Le momentum de l’urgence, qui a porté le monde entier à voler au secours d’Haïti pour panser les plaies de ce pays grièvement blessé par le séisme du 12 janvier dernier, est passé. La page d’Haïti est définitivement tournée.
Plus de huit mois après le tremblement de terre, on dirait que « le soleil retourne à son horizon » en Haïti, mais cette fois-ci : l’horizon devient plus sombre. La situation humanitaire s’est aggravée : l’insécurité alimentaire menace environ 2 million d’Haïtiens, le nombre de sans sans-abris s´élève à plus de 1.3 million et les besoins en services sociaux tels que l’éducation, la santé et l’eau potable sont plus criants.

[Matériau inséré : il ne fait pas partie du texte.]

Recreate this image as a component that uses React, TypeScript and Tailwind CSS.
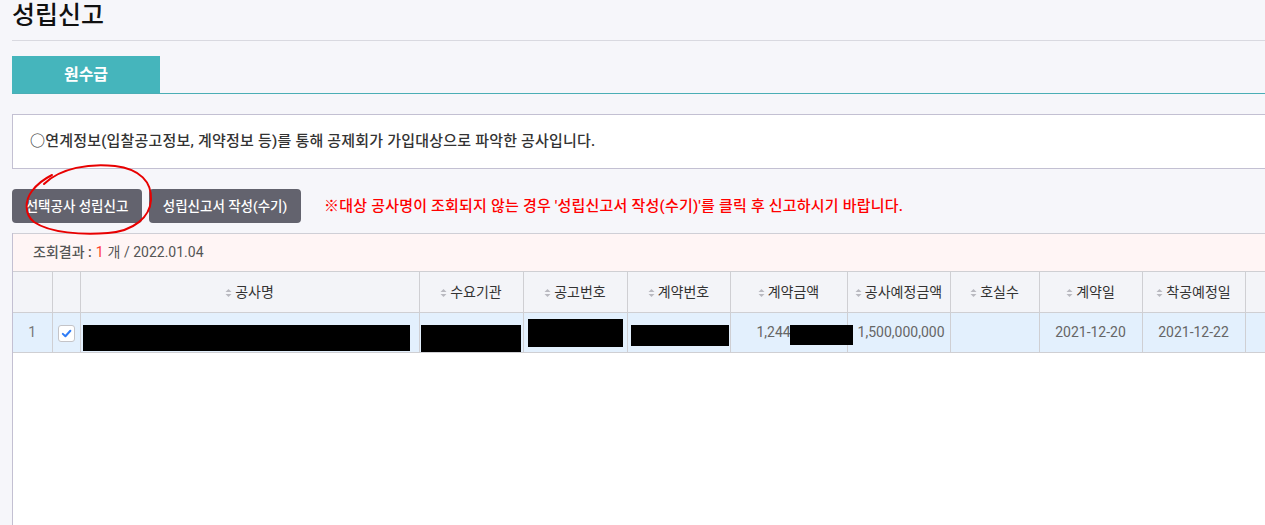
import React from 'react';

const FONT = "font-['Roboto','Noto_Sans_CJK_KR',sans-serif]";

const columns = [
  { key: 'no', label: '', width: 39, sort: false },
  { key: 'chk', label: '', width: 28, sort: false },
  { key: 'name', label: '공사명', width: 339, sort: true },
  { key: 'org', label: '수요기관', width: 104, sort: true },
  { key: 'notice', label: '공고번호', width: 104, sort: true },
  { key: 'contract', label: '계약번호', width: 103, sort: true },
  { key: 'amount', label: '계약금액', width: 117, sort: true },
  { key: 'plan', label: '공사예정금액', width: 103, sort: true },
  { key: 'rooms', label: '호실수', width: 89, sort: true },
  { key: 'cdate', label: '계약일', width: 103, sort: true },
  { key: 'sdate', label: '착공예정일', width: 103, sort: true },
  { key: 'extra', label: '', width: 60, sort: false },
];

function SortIcon() {
  return (
    <svg className="w-[7px] h-[10px] mr-[3px] inline-block" viewBox="0 0 7 10" fill="#b9b9c0">
      <path d="M3.5 1 L6.5 4 L0.5 4 Z" />
      <path d="M3.5 9 L6.5 6 L0.5 6 Z" />
    </svg>
  );
}

function Redact({ className }: { className: string }) {
  return <div className={`absolute bg-black ${className}`} />;
}

export default function App() {
  return (
    <div className={`w-full h-[525px] overflow-hidden bg-[#f6f6fa] ${FONT} relative`}>
      <div className="w-[1300px] pl-[12px]">
        <h1 className="text-[25px] leading-[30px] font-medium text-[#111] pt-[1px] pb-[9px] border-b border-[#d9d9e0]">성립신고</h1>

        <div className="mt-[15px] flex border-b border-[#4aaeb5]">
          <div className="w-[148px] h-[37px] bg-[#45b5bc] text-white text-[16px] font-bold flex items-center justify-center">원수급</div>
        </div>

        <div className="mt-[20px] h-[55px] bg-white border border-[#c3c0d2] flex items-center pl-[17px] text-[15px] font-medium text-[#333] tracking-[0.2px]">
          ○연계정보(입찰공고정보, 계약정보 등)를 통해 공제회가 가입대상으로 파악한 공사입니다.
        </div>

        <div className="mt-[20px] flex items-center gap-[7px]">
          <button className="h-[34px] w-[130px] rounded-[4px] bg-[#63636e] text-white text-[13.5px] font-medium">선택공사 성립신고</button>
          <button className="h-[34px] w-[152px] rounded-[4px] bg-[#63636e] text-white text-[13.5px] font-medium">성립신고서 작성(수기)</button>
          <span className="ml-[16px] text-[15px] font-medium text-[#ff0000] tracking-[0.2px]">※대상 공사명이 조회되지 않는 경우 '성립신고서 작성(수기)'를 클릭 후 신고하시기 바랍니다.</span>
        </div>

        <div className="mt-[10px] border-l border-[#c3c0d2] bg-white h-[300px]">
          <div className="h-[38px] bg-[#fff5f5] border-t border-[#cfcfd6] flex items-center pl-[20px] text-[14px] text-[#555]">
            <span className="font-medium">조회결과 :</span>
            <span className="ml-[4px] text-[#ff3b30]">1</span>
            <span className="ml-[4px]">개 / 2022.01.04</span>
          </div>
          <table className="table-fixed border-collapse w-[1292px]">
            <colgroup>
              {columns.map((c) => (
                <col key={c.key} style={{ width: c.width }} />
              ))}
            </colgroup>
            <thead>
              <tr className="h-[41px] bg-[#f3f4f8]">
                {columns.map((c, i) => (
                  <th
                    key={c.key}
                    className={`border-t border-b border-[#cfcfd3] ${i > 0 ? 'border-l' : ''} text-[14px] font-normal text-[#333] text-center whitespace-nowrap`}
                  >
                    {c.sort && <SortIcon />}
                    {c.label}
                  </th>
                ))}
              </tr>
            </thead>
            <tbody>
              <tr className="h-[40px] bg-[#e3f0fd] text-[14px] text-[#666]">
                <td className="border-b border-[#cfcfd3] text-center text-[#777]">1</td>
                <td className="border-b border-l border-[#cfcfd3] text-center">
                  <span className="inline-flex items-center justify-center w-[17px] h-[17px] rounded-[3px] bg-white border border-[#c4c4c8] align-middle">
                    <svg viewBox="0 0 12 12" className="w-[11px] h-[11px]">
                      <path d="M2 6.4 L4.8 9 L10.2 3" fill="none" stroke="#2f7cf6" strokeWidth="2.2" strokeLinecap="round" strokeLinejoin="round" />
                    </svg>
                  </span>
                </td>
                <td className="border-b border-l border-[#cfcfd3] relative">
                  <Redact className="left-[2px] top-[12px] w-[327px] h-[26px]" />
                </td>
                <td className="border-b border-l border-[#cfcfd3] relative">
                  <Redact className="left-[1px] top-[12px] w-[100px] h-[27px]" />
                </td>
                <td className="border-b border-l border-[#cfcfd3] relative">
                  <Redact className="left-[4px] top-[6px] w-[95px] h-[28px]" />
                </td>
                <td className="border-b border-l border-[#cfcfd3] relative">
                  <Redact className="left-[3px] top-[12px] w-[98px] h-[21px]" />
                </td>
                <td className="border-b border-l border-[#cfcfd3] relative pl-[26px] text-left">
                  1,244
                  <Redact className="left-[59px] top-[12px] w-[63px] h-[20px] z-10" />
                </td>
                <td className="border-b border-l border-[#cfcfd3] text-right pr-[5px]">1,500,000,000</td>
                <td className="border-b border-l border-[#cfcfd3]"></td>
                <td className="border-b border-l border-[#cfcfd3] text-center">2021-12-20</td>
                <td className="border-b border-l border-[#cfcfd3] text-center">2021-12-22</td>
                <td className="border-b border-l border-[#cfcfd3]"></td>
              </tr>
            </tbody>
          </table>
        </div>
      </div>

      <svg className="absolute left-0 top-0 pointer-events-none" width="200" height="260" viewBox="0 0 200 260">
        <path
          d="M44 184 C60 168 90 163 115 166 C140 169 152 182 151 200 C150 217 134 231 108 233 C82 235 50 233 34 222 C24 214 25 200 32 191 C38 183 46 178 52 175"
          fill="none"
          stroke="#e80000"
          strokeWidth="2"
          strokeLinecap="round"
        />
      </svg>
    </div>
  );
}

Les propriétaires des terrains sur lesquels les déplacés se sont installés depuis la tragédie procèdent à des expulsions violentes dans plusieurs camps, dont celui d’Automeca situé sur la Route de l’Aéroport. Les déplacés sont doublement victimes : de la violence de la nature et des propriétaires.
Les priorités du « national » semblent être branchées ailleurs : beaucoup plus sur l’organisation des prochaines élections présidentielles et législatives du 28 novembre 2010 que sur l’actuelle situation humanitaire de la population sinistrée.
À chacun selon son métier : la politique aux politiciens et l’humanitaire aux Ongs. Et ceci, sous l’œil complaisant des organisations internationales (OI), telles que l’Organisation des Nations Unies (Onu) et l’Organisation des États Américains (Oea). Et la population haïtienne se sent victime d’un jeu de dupes entre les autorités haïtiennes, les Ong et les organisations internationales.